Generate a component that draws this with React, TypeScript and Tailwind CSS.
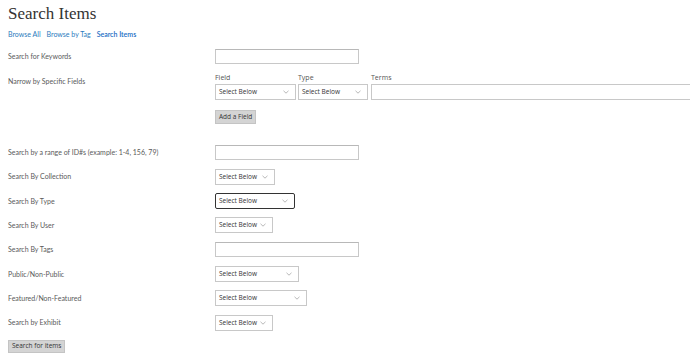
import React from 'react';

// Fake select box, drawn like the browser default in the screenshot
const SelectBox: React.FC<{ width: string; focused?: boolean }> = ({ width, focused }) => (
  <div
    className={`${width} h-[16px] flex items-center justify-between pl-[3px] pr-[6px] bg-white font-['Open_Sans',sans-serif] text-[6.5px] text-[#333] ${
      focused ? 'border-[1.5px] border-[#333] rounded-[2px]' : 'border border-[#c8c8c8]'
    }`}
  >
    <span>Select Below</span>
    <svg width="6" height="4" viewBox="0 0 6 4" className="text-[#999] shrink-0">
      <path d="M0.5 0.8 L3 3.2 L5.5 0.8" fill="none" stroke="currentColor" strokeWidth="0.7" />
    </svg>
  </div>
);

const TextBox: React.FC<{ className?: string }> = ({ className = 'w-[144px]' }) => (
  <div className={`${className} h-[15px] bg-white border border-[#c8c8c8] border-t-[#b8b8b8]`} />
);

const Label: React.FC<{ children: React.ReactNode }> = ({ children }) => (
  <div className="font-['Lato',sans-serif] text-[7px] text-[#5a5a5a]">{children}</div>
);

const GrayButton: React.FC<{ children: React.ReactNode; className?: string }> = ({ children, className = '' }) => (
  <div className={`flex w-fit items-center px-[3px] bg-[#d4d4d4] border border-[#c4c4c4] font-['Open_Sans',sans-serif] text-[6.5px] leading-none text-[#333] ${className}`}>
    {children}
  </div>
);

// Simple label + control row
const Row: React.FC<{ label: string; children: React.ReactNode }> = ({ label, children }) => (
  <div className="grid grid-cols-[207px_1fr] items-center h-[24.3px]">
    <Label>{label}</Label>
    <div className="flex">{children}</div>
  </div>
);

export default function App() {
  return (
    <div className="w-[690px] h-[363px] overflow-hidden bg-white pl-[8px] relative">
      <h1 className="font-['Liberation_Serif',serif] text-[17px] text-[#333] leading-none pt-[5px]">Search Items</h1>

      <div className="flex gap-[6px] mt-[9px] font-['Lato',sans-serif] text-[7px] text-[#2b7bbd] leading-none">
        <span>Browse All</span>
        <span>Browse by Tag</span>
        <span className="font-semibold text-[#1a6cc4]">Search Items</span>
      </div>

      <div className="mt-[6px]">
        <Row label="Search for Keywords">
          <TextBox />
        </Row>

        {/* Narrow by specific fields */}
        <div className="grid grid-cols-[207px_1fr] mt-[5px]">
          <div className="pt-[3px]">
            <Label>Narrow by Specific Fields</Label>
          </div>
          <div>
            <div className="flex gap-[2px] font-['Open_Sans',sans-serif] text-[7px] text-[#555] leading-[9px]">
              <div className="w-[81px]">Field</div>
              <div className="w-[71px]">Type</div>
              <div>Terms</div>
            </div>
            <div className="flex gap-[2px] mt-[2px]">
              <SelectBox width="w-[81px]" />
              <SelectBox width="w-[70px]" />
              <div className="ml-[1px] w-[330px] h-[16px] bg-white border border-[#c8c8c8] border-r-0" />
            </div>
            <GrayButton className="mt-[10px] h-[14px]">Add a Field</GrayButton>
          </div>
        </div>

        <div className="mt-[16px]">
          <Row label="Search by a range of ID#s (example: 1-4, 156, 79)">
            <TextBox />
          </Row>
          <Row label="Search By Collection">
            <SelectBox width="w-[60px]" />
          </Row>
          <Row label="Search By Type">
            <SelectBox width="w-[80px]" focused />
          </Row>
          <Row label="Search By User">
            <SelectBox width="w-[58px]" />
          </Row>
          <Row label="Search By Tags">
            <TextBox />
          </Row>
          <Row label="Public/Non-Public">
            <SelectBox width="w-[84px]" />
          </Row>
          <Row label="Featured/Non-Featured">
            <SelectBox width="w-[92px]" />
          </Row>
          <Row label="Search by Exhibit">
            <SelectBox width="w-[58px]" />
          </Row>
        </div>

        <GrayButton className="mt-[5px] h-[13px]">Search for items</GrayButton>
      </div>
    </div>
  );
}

◆ SHORT EXERCISE
Go through the listing above and write it out again exactly, dropping the pictures.

◆ SOLUTION FOR THIS TASK
Generate a component that draws this with React, TypeScript and Tailwind CSS.
import React from 'react';

// Fake select box, drawn like the browser default in the screenshot
const SelectBox: React.FC<{ width: string; focused?: boolean }> = ({ width, focused }) => (
  <div
    className={`${width} h-[16px] flex items-center justify-between pl-[3px] pr-[6px] bg-white font-['Open_Sans',sans-serif] text-[6.5px] text-[#333] ${
      focused ? 'border-[1.5px] border-[#333] rounded-[2px]' : 'border border-[#c8c8c8]'
    }`}
  >
    <span>Select Below</span>
    <svg width="6" height="4" viewBox="0 0 6 4" className="text-[#999] shrink-0">
      <path d="M0.5 0.8 L3 3.2 L5.5 0.8" fill="none" stroke="currentColor" strokeWidth="0.7" />
    </svg>
  </div>
);

const TextBox: React.FC<{ className?: string }> = ({ className = 'w-[144px]' }) => (
  <div className={`${className} h-[15px] bg-white border border-[#c8c8c8] border-t-[#b8b8b8]`} />
);

const Label: React.FC<{ children: React.ReactNode }> = ({ children }) => (
  <div className="font-['Lato',sans-serif] text-[7px] text-[#5a5a5a]">{children}</div>
);

const GrayButton: React.FC<{ children: React.ReactNode; className?: string }> = ({ children, className = '' }) => (
  <div className={`flex w-fit items-center px-[3px] bg-[#d4d4d4] border border-[#c4c4c4] font-['Open_Sans',sans-serif] text-[6.5px] leading-none text-[#333] ${className}`}>
    {children}
  </div>
);

// Simple label + control row
const Row: React.FC<{ label: string; children: React.ReactNode }> = ({ label, children }) => (
  <div className="grid grid-cols-[207px_1fr] items-center h-[24.3px]">
    <Label>{label}</Label>
    <div className="flex">{children}</div>
  </div>
);

export default function App() {
  return (
    <div className="w-[690px] h-[363px] overflow-hidden bg-white pl-[8px] relative">
      <h1 className="font-['Liberation_Serif',serif] text-[17px] text-[#333] leading-none pt-[5px]">Search Items</h1>

      <div className="flex gap-[6px] mt-[9px] font-['Lato',sans-serif] text-[7px] text-[#2b7bbd] leading-none">
        <span>Browse All</span>
        <span>Browse by Tag</span>
        <span className="font-semibold text-[#1a6cc4]">Search Items</span>
      </div>

      <div className="mt-[6px]">
        <Row label="Search for Keywords">
          <TextBox />
        </Row>

        {/* Narrow by specific fields */}
        <div className="grid grid-cols-[207px_1fr] mt-[5px]">
          <div className="pt-[3px]">
            <Label>Narrow by Specific Fields</Label>
          </div>
          <div>
            <div className="flex gap-[2px] font-['Open_Sans',sans-serif] text-[7px] text-[#555] leading-[9px]">
              <div className="w-[81px]">Field</div>
              <div className="w-[71px]">Type</div>
              <div>Terms</div>
            </div>
            <div className="flex gap-[2px] mt-[2px]">
              <SelectBox width="w-[81px]" />
              <SelectBox width="w-[70px]" />
              <div className="ml-[1px] w-[330px] h-[16px] bg-white border border-[#c8c8c8] border-r-0" />
            </div>
            <GrayButton className="mt-[10px] h-[14px]">Add a Field</GrayButton>
          </div>
        </div>

        <div className="mt-[16px]">
          <Row label="Search by a range of ID#s (example: 1-4, 156, 79)">
            <TextBox />
          </Row>
          <Row label="Search By Collection">
            <SelectBox width="w-[60px]" />
          </Row>
          <Row label="Search By Type">
            <SelectBox width="w-[80px]" focused />
          </Row>
          <Row label="Search By User">
            <SelectBox width="w-[58px]" />
          </Row>
          <Row label="Search By Tags">
            <TextBox />
          </Row>
          <Row label="Public/Non-Public">
            <SelectBox width="w-[84px]" />
          </Row>
          <Row label="Featured/Non-Featured">
            <SelectBox width="w-[92px]" />
          </Row>
          <Row label="Search by Exhibit">
            <SelectBox width="w-[58px]" />
          </Row>
        </div>

        <GrayButton className="mt-[5px] h-[13px]">Search for items</GrayButton>
      </div>
    </div>
  );
}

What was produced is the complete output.